■ The request ■
Retype all material exactly. Pictures stay out of the copy.

■ Source excerpt ■
__________________________________________________

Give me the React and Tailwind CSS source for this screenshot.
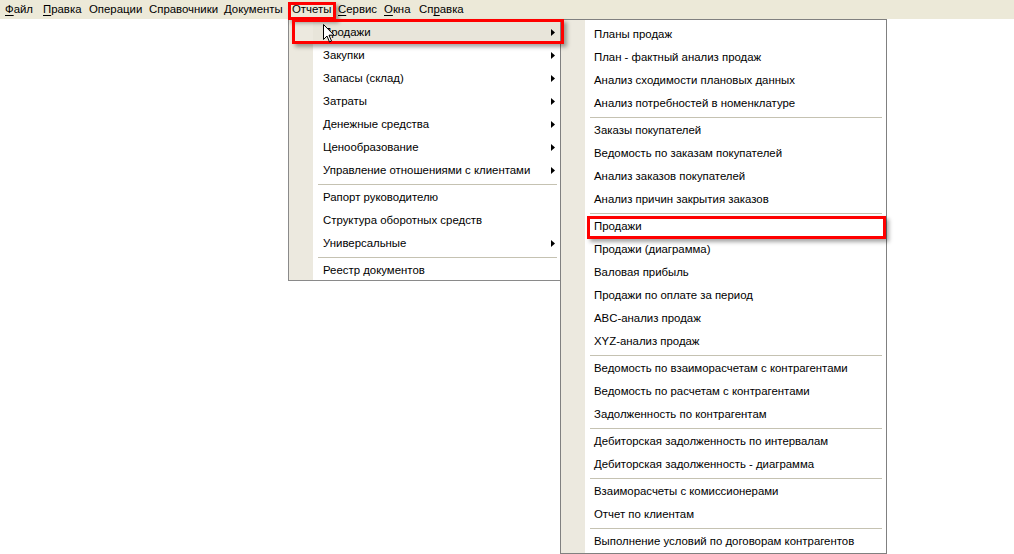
const menuBar = [
  { label: 'Файл', u: 0, w: 38 },
  { label: 'Правка', u: 0, w: 46 },
  { label: 'Операции', u: -1, w: 60 },
  { label: 'Справочники', u: -1, w: 75 },
  { label: 'Документы', u: -1, w: 68 },
  { label: 'Отчеты', u: -1, w: 46 },
  { label: 'Сервис', u: 0, w: 46 },
  { label: 'Окна', u: 0, w: 35 },
  { label: 'Справка', u: 2, w: 50 },
];

const reportItems = [
  { label: 'Продажи', sub: true, active: true },
  { label: 'Закупки', sub: true },
  { label: 'Запасы (склад)', sub: true },
  { label: 'Затраты', sub: true },
  { label: 'Денежные средства', sub: true },
  { label: 'Ценообразование', sub: true },
  { label: 'Управление отношениями с клиентами', sub: true },
  '-',
  { label: 'Рапорт руководителю' },
  { label: 'Структура оборотных средств' },
  { label: 'Универсальные', sub: true },
  '-',
  { label: 'Реестр документов' },
];

const salesItems = [
  'Планы продаж',
  'План - фактный анализ продаж',
  'Анализ сходимости плановых данных',
  'Анализ потребностей в номенклатуре',
  '-',
  'Заказы покупателей',
  'Ведомость по заказам покупателей',
  'Анализ заказов покупателей',
  'Анализ причин закрытия заказов',
  '-',
  'Продажи',
  'Продажи (диаграмма)',
  'Валовая прибыль',
  'Продажи по оплате за период',
  'ABC-анализ продаж',
  'XYZ-анализ продаж',
  '-',
  'Ведомость по взаиморасчетам с контрагентами',
  'Ведомость по расчетам с контрагентами',
  'Задолженность по контрагентам',
  '-',
  'Дебиторская задолженность по интервалам',
  'Дебиторская задолженность - диаграмма',
  '-',
  'Взаиморасчеты с комиссионерами',
  'Отчет по клиентам',
  '-',
  'Выполнение условий по договорам контрагентов',
];

const Mnemonic = ({ text, u }) => {
  if (u < 0) return text;
  return (
    <>
      {text.slice(0, u)}
      <span className="underline underline-offset-2">{text[u]}</span>
      {text.slice(u + 1)}
    </>
  );
};

const Arrow = () => (
  <svg width="4" height="7" viewBox="0 0 4 7" className="block">
    <path d="M0 0 L4 3.5 L0 7 Z" fill="#000" />
  </svg>
);

const Separator = ({ left, right }) => (
  <div className="h-[4px] flex items-center">
    <div className={`h-px w-full bg-[#c5c2b2] ${left} ${right}`} />
  </div>
);

const Cursor = () => (
  <svg width="12" height="19" viewBox="0 0 12 19" className="absolute left-[323px] top-[24px]">
    <path d="M0.5 0.5 L0.5 15.5 L4 12 L6.5 18 L8.5 17 L6 11.2 L11 11.2 Z" fill="#fff" stroke="#000" strokeWidth="1" strokeLinejoin="miter" />
  </svg>
);

export default function App() {
  return (
    <div
      className="relative w-[1014px] h-[554px] bg-white overflow-hidden text-black text-[11.4px]"
      style={{ fontFamily: '"Liberation Sans", Arial, sans-serif' }}
    >
      {/* menu bar */}
      <div className="h-[19px] bg-[#ece9d8] flex items-center pl-[5px]">
        {menuBar.map((m) => (
          <div key={m.label} className="leading-[19px] whitespace-nowrap" style={{ width: m.w }}>
            <Mnemonic text={m.label} u={m.u} />
          </div>
        ))}
      </div>

      {/* Отчеты dropdown */}
      <div className="absolute left-[288px] top-[19px] w-[274px] h-[262px] border border-[#8a8a8a] bg-white flex">
        <div className="w-[24px] bg-[#ece9df] shrink-0" />
        <div className="flex-1 pt-[1px]">
          {reportItems.map((it, i) =>
            it === '-' ? (
              <Separator key={i} left="ml-[5px]" right="mr-[4px]" />
            ) : (
              <div
                key={i}
                className={`h-[23px] flex items-center justify-between pl-[10px] pr-[6px] whitespace-nowrap ${it.active ? 'bg-[#e8e5da]' : ''}`}
              >
                <span>{it.label}</span>
                {it.sub && <Arrow />}
              </div>
            )
          )}
        </div>
      </div>

      {/* Продажи submenu */}
      <div className="absolute left-[560px] top-[19px] w-[327px] h-[535px] border border-[#808080] bg-white flex">
        <div className="w-[24px] bg-[#ece9df] shrink-0" />
        <div className="flex-1 pt-[3px]">
          {salesItems.map((label, i) =>
            label === '-' ? (
              <Separator key={i} left="ml-[5px]" right="mr-[4px]" />
            ) : (
              <div key={i} className="h-[23px] flex items-center pl-[9px] whitespace-nowrap">
                {label}
              </div>
            )
          )}
        </div>
      </div>

      {/* annotation frames */}
      <div className="absolute left-[288px] top-[2px] w-[48px] h-[18px] border-[3px] border-[#ff0000] shadow-[3px_3px_4px_rgba(0,0,0,0.35)]" />
      <div className="absolute left-[292px] top-[19px] w-[272px] h-[25px] border-[3px] border-[#ff0000] shadow-[3px_3px_4px_rgba(0,0,0,0.35)]" />
      <div className="absolute left-[587px] top-[216px] w-[299px] h-[23px] border-[3px] border-[#ff0000] shadow-[3px_3px_4px_rgba(0,0,0,0.35)]" />

      <Cursor />
    </div>
  );
}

__________________________________________________

■ Answer below ■
Give me the React and Tailwind CSS source for this screenshot.
const menuBar = [
  { label: 'Файл', u: 0, w: 38 },
  { label: 'Правка', u: 0, w: 46 },
  { label: 'Операции', u: -1, w: 60 },
  { label: 'Справочники', u: -1, w: 75 },
  { label: 'Документы', u: -1, w: 68 },
  { label: 'Отчеты', u: -1, w: 46 },
  { label: 'Сервис', u: 0, w: 46 },
  { label: 'Окна', u: 0, w: 35 },
  { label: 'Справка', u: 2, w: 50 },
];

const reportItems = [
  { label: 'Продажи', sub: true, active: true },
  { label: 'Закупки', sub: true },
  { label: 'Запасы (склад)', sub: true },
  { label: 'Затраты', sub: true },
  { label: 'Денежные средства', sub: true },
  { label: 'Ценообразование', sub: true },
  { label: 'Управление отношениями с клиентами', sub: true },
  '-',
  { label: 'Рапорт руководителю' },
  { label: 'Структура оборотных средств' },
  { label: 'Универсальные', sub: true },
  '-',
  { label: 'Реестр документов' },
];

const salesItems = [
  'Планы продаж',
  'План - фактный анализ продаж',
  'Анализ сходимости плановых данных',
  'Анализ потребностей в номенклатуре',
  '-',
  'Заказы покупателей',
  'Ведомость по заказам покупателей',
  'Анализ заказов покупателей',
  'Анализ причин закрытия заказов',
  '-',
  'Продажи',
  'Продажи (диаграмма)',
  'Валовая прибыль',
  'Продажи по оплате за период',
  'ABC-анализ продаж',
  'XYZ-анализ продаж',
  '-',
  'Ведомость по взаиморасчетам с контрагентами',
  'Ведомость по расчетам с контрагентами',
  'Задолженность по контрагентам',
  '-',
  'Дебиторская задолженность по интервалам',
  'Дебиторская задолженность - диаграмма',
  '-',
  'Взаиморасчеты с комиссионерами',
  'Отчет по клиентам',
  '-',
  'Выполнение условий по договорам контрагентов',
];

const Mnemonic = ({ text, u }) => {
  if (u < 0) return text;
  return (
    <>
      {text.slice(0, u)}
      <span className="underline underline-offset-2">{text[u]}</span>
      {text.slice(u + 1)}
    </>
  );
};

const Arrow = () => (
  <svg width="4" height="7" viewBox="0 0 4 7" className="block">
    <path d="M0 0 L4 3.5 L0 7 Z" fill="#000" />
  </svg>
);

const Separator = ({ left, right }) => (
  <div className="h-[4px] flex items-center">
    <div className={`h-px w-full bg-[#c5c2b2] ${left} ${right}`} />
  </div>
);

const Cursor = () => (
  <svg width="12" height="19" viewBox="0 0 12 19" className="absolute left-[323px] top-[24px]">
    <path d="M0.5 0.5 L0.5 15.5 L4 12 L6.5 18 L8.5 17 L6 11.2 L11 11.2 Z" fill="#fff" stroke="#000" strokeWidth="1" strokeLinejoin="miter" />
  </svg>
);

export default function App() {
  return (
    <div
      className="relative w-[1014px] h-[554px] bg-white overflow-hidden text-black text-[11.4px]"
      style={{ fontFamily: '"Liberation Sans", Arial, sans-serif' }}
    >
      {/* menu bar */}
      <div className="h-[19px] bg-[#ece9d8] flex items-center pl-[5px]">
        {menuBar.map((m) => (
          <div key={m.label} className="leading-[19px] whitespace-nowrap" style={{ width: m.w }}>
            <Mnemonic text={m.label} u={m.u} />
          </div>
        ))}
      </div>

      {/* Отчеты dropdown */}
      <div className="absolute left-[288px] top-[19px] w-[274px] h-[262px] border border-[#8a8a8a] bg-white flex">
        <div className="w-[24px] bg-[#ece9df] shrink-0" />
        <div className="flex-1 pt-[1px]">
          {reportItems.map((it, i) =>
            it === '-' ? (
              <Separator key={i} left="ml-[5px]" right="mr-[4px]" />
            ) : (
              <div
                key={i}
                className={`h-[23px] flex items-center justify-between pl-[10px] pr-[6px] whitespace-nowrap ${it.active ? 'bg-[#e8e5da]' : ''}`}
              >
                <span>{it.label}</span>
                {it.sub && <Arrow />}
              </div>
            )
          )}
        </div>
      </div>

      {/* Продажи submenu */}
      <div className="absolute left-[560px] top-[19px] w-[327px] h-[535px] border border-[#808080] bg-white flex">
        <div className="w-[24px] bg-[#ece9df] shrink-0" />
        <div className="flex-1 pt-[3px]">
          {salesItems.map((label, i) =>
            label === '-' ? (
              <Separator key={i} left="ml-[5px]" right="mr-[4px]" />
            ) : (
              <div key={i} className="h-[23px] flex items-center pl-[9px] whitespace-nowrap">
                {label}
              </div>
            )
          )}
        </div>
      </div>

      {/* annotation frames */}
      <div className="absolute left-[288px] top-[2px] w-[48px] h-[18px] border-[3px] border-[#ff0000] shadow-[3px_3px_4px_rgba(0,0,0,0.35)]" />
      <div className="absolute left-[292px] top-[19px] w-[272px] h-[25px] border-[3px] border-[#ff0000] shadow-[3px_3px_4px_rgba(0,0,0,0.35)]" />
      <div className="absolute left-[587px] top-[216px] w-[299px] h-[23px] border-[3px] border-[#ff0000] shadow-[3px_3px_4px_rgba(0,0,0,0.35)]" />

      <Cursor />
    </div>
  );
}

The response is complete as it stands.